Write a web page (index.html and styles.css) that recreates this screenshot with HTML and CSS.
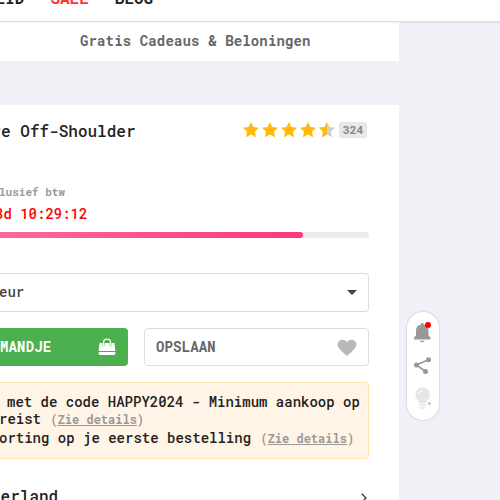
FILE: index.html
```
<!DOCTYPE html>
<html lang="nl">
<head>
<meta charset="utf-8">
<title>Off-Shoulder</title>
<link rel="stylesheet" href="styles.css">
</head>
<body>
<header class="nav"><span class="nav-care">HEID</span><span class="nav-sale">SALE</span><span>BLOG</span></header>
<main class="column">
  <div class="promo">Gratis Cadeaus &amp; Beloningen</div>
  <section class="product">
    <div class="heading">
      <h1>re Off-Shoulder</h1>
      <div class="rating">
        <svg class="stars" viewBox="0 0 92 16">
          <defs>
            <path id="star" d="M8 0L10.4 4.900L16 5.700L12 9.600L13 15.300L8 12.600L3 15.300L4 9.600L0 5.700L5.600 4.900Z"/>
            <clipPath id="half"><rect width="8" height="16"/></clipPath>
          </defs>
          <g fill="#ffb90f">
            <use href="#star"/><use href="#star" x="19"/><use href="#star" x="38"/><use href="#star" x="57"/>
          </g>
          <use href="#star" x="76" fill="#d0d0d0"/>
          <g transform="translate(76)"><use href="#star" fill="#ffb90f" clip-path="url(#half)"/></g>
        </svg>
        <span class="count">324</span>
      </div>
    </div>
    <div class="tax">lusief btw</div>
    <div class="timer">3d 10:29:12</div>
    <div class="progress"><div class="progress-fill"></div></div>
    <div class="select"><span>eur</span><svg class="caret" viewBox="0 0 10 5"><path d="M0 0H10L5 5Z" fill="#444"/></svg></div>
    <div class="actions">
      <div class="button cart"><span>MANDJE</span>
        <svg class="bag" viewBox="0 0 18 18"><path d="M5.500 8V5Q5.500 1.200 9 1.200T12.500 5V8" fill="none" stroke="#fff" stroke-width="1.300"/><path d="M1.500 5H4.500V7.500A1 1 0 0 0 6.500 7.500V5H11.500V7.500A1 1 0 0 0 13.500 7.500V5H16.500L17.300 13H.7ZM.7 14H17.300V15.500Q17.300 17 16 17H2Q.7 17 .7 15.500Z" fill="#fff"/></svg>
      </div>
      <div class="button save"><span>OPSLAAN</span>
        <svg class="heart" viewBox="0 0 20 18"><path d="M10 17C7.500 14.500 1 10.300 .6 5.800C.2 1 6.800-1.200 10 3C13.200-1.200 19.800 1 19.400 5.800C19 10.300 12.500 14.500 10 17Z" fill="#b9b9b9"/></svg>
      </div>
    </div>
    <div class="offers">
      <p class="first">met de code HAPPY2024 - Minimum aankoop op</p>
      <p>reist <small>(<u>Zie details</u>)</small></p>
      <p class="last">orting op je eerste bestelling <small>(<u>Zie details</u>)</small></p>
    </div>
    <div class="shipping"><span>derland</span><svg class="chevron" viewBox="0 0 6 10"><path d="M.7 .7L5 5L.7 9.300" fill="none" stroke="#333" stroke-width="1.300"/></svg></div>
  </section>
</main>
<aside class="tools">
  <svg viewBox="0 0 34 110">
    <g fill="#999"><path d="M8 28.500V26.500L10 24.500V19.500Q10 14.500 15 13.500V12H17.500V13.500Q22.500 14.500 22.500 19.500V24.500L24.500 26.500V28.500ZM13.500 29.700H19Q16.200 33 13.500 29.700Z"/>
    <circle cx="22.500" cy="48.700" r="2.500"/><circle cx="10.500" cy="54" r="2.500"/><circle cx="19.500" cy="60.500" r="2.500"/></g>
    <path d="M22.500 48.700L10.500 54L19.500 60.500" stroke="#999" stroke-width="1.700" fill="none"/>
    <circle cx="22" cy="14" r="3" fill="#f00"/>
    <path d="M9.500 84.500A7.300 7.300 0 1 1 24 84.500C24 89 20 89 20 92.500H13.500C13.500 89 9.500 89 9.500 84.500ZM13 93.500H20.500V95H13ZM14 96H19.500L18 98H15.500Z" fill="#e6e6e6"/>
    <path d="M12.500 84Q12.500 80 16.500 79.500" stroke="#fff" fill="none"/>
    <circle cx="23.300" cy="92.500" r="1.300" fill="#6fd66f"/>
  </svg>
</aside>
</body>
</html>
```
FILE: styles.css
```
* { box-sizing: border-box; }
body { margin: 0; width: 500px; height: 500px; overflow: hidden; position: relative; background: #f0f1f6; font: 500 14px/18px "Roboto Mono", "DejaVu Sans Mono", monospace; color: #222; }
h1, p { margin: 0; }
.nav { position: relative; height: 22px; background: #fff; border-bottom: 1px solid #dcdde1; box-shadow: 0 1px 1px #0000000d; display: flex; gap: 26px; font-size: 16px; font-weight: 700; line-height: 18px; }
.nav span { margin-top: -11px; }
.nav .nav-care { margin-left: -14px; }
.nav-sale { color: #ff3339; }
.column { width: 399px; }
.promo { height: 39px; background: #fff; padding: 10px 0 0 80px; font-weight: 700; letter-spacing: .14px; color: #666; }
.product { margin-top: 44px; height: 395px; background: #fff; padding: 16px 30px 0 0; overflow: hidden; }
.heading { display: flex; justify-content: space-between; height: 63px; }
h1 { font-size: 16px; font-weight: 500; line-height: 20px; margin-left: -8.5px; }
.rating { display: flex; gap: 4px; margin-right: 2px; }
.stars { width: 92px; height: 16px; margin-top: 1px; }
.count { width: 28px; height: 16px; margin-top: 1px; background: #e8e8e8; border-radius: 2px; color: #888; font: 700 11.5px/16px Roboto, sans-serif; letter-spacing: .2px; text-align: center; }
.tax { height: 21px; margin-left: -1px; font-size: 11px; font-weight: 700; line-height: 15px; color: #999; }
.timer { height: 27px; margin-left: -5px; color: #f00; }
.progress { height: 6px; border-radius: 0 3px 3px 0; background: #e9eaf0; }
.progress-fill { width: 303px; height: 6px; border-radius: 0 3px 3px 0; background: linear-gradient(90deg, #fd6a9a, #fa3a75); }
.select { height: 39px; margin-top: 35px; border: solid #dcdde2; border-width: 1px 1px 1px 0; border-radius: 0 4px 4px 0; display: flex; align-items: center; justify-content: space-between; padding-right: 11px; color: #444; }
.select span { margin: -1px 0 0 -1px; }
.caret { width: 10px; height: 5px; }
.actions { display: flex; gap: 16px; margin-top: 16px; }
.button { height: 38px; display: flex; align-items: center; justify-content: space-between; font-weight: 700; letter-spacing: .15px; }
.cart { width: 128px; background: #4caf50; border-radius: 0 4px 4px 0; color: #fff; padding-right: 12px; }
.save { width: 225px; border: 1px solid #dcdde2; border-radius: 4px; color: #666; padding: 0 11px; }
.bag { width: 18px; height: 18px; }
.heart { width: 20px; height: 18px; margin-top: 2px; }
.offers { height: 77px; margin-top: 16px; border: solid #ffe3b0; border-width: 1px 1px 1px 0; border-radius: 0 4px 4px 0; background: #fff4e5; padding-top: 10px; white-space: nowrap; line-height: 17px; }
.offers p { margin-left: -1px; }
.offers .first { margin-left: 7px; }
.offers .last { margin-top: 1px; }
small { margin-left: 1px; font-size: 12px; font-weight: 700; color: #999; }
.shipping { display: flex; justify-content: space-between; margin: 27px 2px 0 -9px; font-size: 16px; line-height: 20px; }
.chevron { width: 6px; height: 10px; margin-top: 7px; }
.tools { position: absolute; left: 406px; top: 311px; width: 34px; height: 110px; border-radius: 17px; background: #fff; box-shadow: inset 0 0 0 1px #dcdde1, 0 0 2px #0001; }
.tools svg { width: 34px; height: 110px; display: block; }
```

— Request —
Each line of the material must be retyped exactly, except that images are omitted.

— The response —
Write a web page (index.html and styles.css) that recreates this screenshot with HTML and CSS.
FILE: index.html
```
<!DOCTYPE html>
<html lang="nl">
<head>
<meta charset="utf-8">
<title>Off-Shoulder</title>
<link rel="stylesheet" href="styles.css">
</head>
<body>
<header class="nav"><span class="nav-care">HEID</span><span class="nav-sale">SALE</span><span>BLOG</span></header>
<main class="column">
  <div class="promo">Gratis Cadeaus &amp; Beloningen</div>
  <section class="product">
    <div class="heading">
      <h1>re Off-Shoulder</h1>
      <div class="rating">
        <svg class="stars" viewBox="0 0 92 16">
          <defs>
            <path id="star" d="M8 0L10.4 4.900L16 5.700L12 9.600L13 15.300L8 12.600L3 15.300L4 9.600L0 5.700L5.600 4.900Z"/>
            <clipPath id="half"><rect width="8" height="16"/></clipPath>
          </defs>
          <g fill="#ffb90f">
            <use href="#star"/><use href="#star" x="19"/><use href="#star" x="38"/><use href="#star" x="57"/>
          </g>
          <use href="#star" x="76" fill="#d0d0d0"/>
          <g transform="translate(76)"><use href="#star" fill="#ffb90f" clip-path="url(#half)"/></g>
        </svg>
        <span class="count">324</span>
      </div>
    </div>
    <div class="tax">lusief btw</div>
    <div class="timer">3d 10:29:12</div>
    <div class="progress"><div class="progress-fill"></div></div>
    <div class="select"><span>eur</span><svg class="caret" viewBox="0 0 10 5"><path d="M0 0H10L5 5Z" fill="#444"/></svg></div>
    <div class="actions">
      <div class="button cart"><span>MANDJE</span>
        <svg class="bag" viewBox="0 0 18 18"><path d="M5.500 8V5Q5.500 1.200 9 1.200T12.500 5V8" fill="none" stroke="#fff" stroke-width="1.300"/><path d="M1.500 5H4.500V7.500A1 1 0 0 0 6.500 7.500V5H11.500V7.500A1 1 0 0 0 13.500 7.500V5H16.500L17.300 13H.7ZM.7 14H17.300V15.500Q17.300 17 16 17H2Q.7 17 .7 15.500Z" fill="#fff"/></svg>
      </div>
      <div class="button save"><span>OPSLAAN</span>
        <svg class="heart" viewBox="0 0 20 18"><path d="M10 17C7.500 14.500 1 10.300 .6 5.800C.2 1 6.800-1.200 10 3C13.200-1.200 19.800 1 19.400 5.800C19 10.300 12.500 14.500 10 17Z" fill="#b9b9b9"/></svg>
      </div>
    </div>
    <div class="offers">
      <p class="first">met de code HAPPY2024 - Minimum aankoop op</p>
      <p>reist <small>(<u>Zie details</u>)</small></p>
      <p class="last">orting op je eerste bestelling <small>(<u>Zie details</u>)</small></p>
    </div>
    <div class="shipping"><span>derland</span><svg class="chevron" viewBox="0 0 6 10"><path d="M.7 .7L5 5L.7 9.300" fill="none" stroke="#333" stroke-width="1.300"/></svg></div>
  </section>
</main>
<aside class="tools">
  <svg viewBox="0 0 34 110">
    <g fill="#999"><path d="M8 28.500V26.500L10 24.500V19.500Q10 14.500 15 13.500V12H17.500V13.500Q22.500 14.500 22.500 19.500V24.500L24.500 26.500V28.500ZM13.500 29.700H19Q16.200 33 13.500 29.700Z"/>
    <circle cx="22.500" cy="48.700" r="2.500"/><circle cx="10.500" cy="54" r="2.500"/><circle cx="19.500" cy="60.500" r="2.500"/></g>
    <path d="M22.500 48.700L10.500 54L19.500 60.500" stroke="#999" stroke-width="1.700" fill="none"/>
    <circle cx="22" cy="14" r="3" fill="#f00"/>
    <path d="M9.500 84.500A7.300 7.300 0 1 1 24 84.500C24 89 20 89 20 92.500H13.500C13.500 89 9.500 89 9.500 84.500ZM13 93.500H20.500V95H13ZM14 96H19.500L18 98H15.500Z" fill="#e6e6e6"/>
    <path d="M12.500 84Q12.500 80 16.500 79.500" stroke="#fff" fill="none"/>
    <circle cx="23.300" cy="92.500" r="1.300" fill="#6fd66f"/>
  </svg>
</aside>
</body>
</html>
```
FILE: styles.css
```
* { box-sizing: border-box; }
body { margin: 0; width: 500px; height: 500px; overflow: hidden; position: relative; background: #f0f1f6; font: 500 14px/18px "Roboto Mono", "DejaVu Sans Mono", monospace; color: #222; }
h1, p { margin: 0; }
.nav { position: relative; height: 22px; background: #fff; border-bottom: 1px solid #dcdde1; box-shadow: 0 1px 1px #0000000d; display: flex; gap: 26px; font-size: 16px; font-weight: 700; line-height: 18px; }
.nav span { margin-top: -11px; }
.nav .nav-care { margin-left: -14px; }
.nav-sale { color: #ff3339; }
.column { width: 399px; }
.promo { height: 39px; background: #fff; padding: 10px 0 0 80px; font-weight: 700; letter-spacing: .14px; color: #666; }
.product { margin-top: 44px; height: 395px; background: #fff; padding: 16px 30px 0 0; overflow: hidden; }
.heading { display: flex; justify-content: space-between; height: 63px; }
h1 { font-size: 16px; font-weight: 500; line-height: 20px; margin-left: -8.5px; }
.rating { display: flex; gap: 4px; margin-right: 2px; }
.stars { width: 92px; height: 16px; margin-top: 1px; }
.count { width: 28px; height: 16px; margin-top: 1px; background: #e8e8e8; border-radius: 2px; color: #888; font: 700 11.5px/16px Roboto, sans-serif; letter-spacing: .2px; text-align: center; }
.tax { height: 21px; margin-left: -1px; font-size: 11px; font-weight: 700; line-height: 15px; color: #999; }
.timer { height: 27px; margin-left: -5px; color: #f00; }
.progress { height: 6px; border-radius: 0 3px 3px 0; background: #e9eaf0; }
.progress-fill { width: 303px; height: 6px; border-radius: 0 3px 3px 0; background: linear-gradient(90deg, #fd6a9a, #fa3a75); }
.select { height: 39px; margin-top: 35px; border: solid #dcdde2; border-width: 1px 1px 1px 0; border-radius: 0 4px 4px 0; display: flex; align-items: center; justify-content: space-between; padding-right: 11px; color: #444; }
.select span { margin: -1px 0 0 -1px; }
.caret { width: 10px; height: 5px; }
.actions { display: flex; gap: 16px; margin-top: 16px; }
.button { height: 38px; display: flex; align-items: center; justify-content: space-between; font-weight: 700; letter-spacing: .15px; }
.cart { width: 128px; background: #4caf50; border-radius: 0 4px 4px 0; color: #fff; padding-right: 12px; }
.save { width: 225px; border: 1px solid #dcdde2; border-radius: 4px; color: #666; padding: 0 11px; }
.bag { width: 18px; height: 18px; }
.heart { width: 20px; height: 18px; margin-top: 2px; }
.offers { height: 77px; margin-top: 16px; border: solid #ffe3b0; border-width: 1px 1px 1px 0; border-radius: 0 4px 4px 0; background: #fff4e5; padding-top: 10px; white-space: nowrap; line-height: 17px; }
.offers p { margin-left: -1px; }
.offers .first { margin-left: 7px; }
.offers .last { margin-top: 1px; }
small { margin-left: 1px; font-size: 12px; font-weight: 700; color: #999; }
.shipping { display: flex; justify-content: space-between; margin: 27px 2px 0 -9px; font-size: 16px; line-height: 20px; }
.chevron { width: 6px; height: 10px; margin-top: 7px; }
.tools { position: absolute; left: 406px; top: 311px; width: 34px; height: 110px; border-radius: 17px; background: #fff; box-shadow: inset 0 0 0 1px #dcdde1, 0 0 2px #0001; }
.tools svg { width: 34px; height: 110px; display: block; }
```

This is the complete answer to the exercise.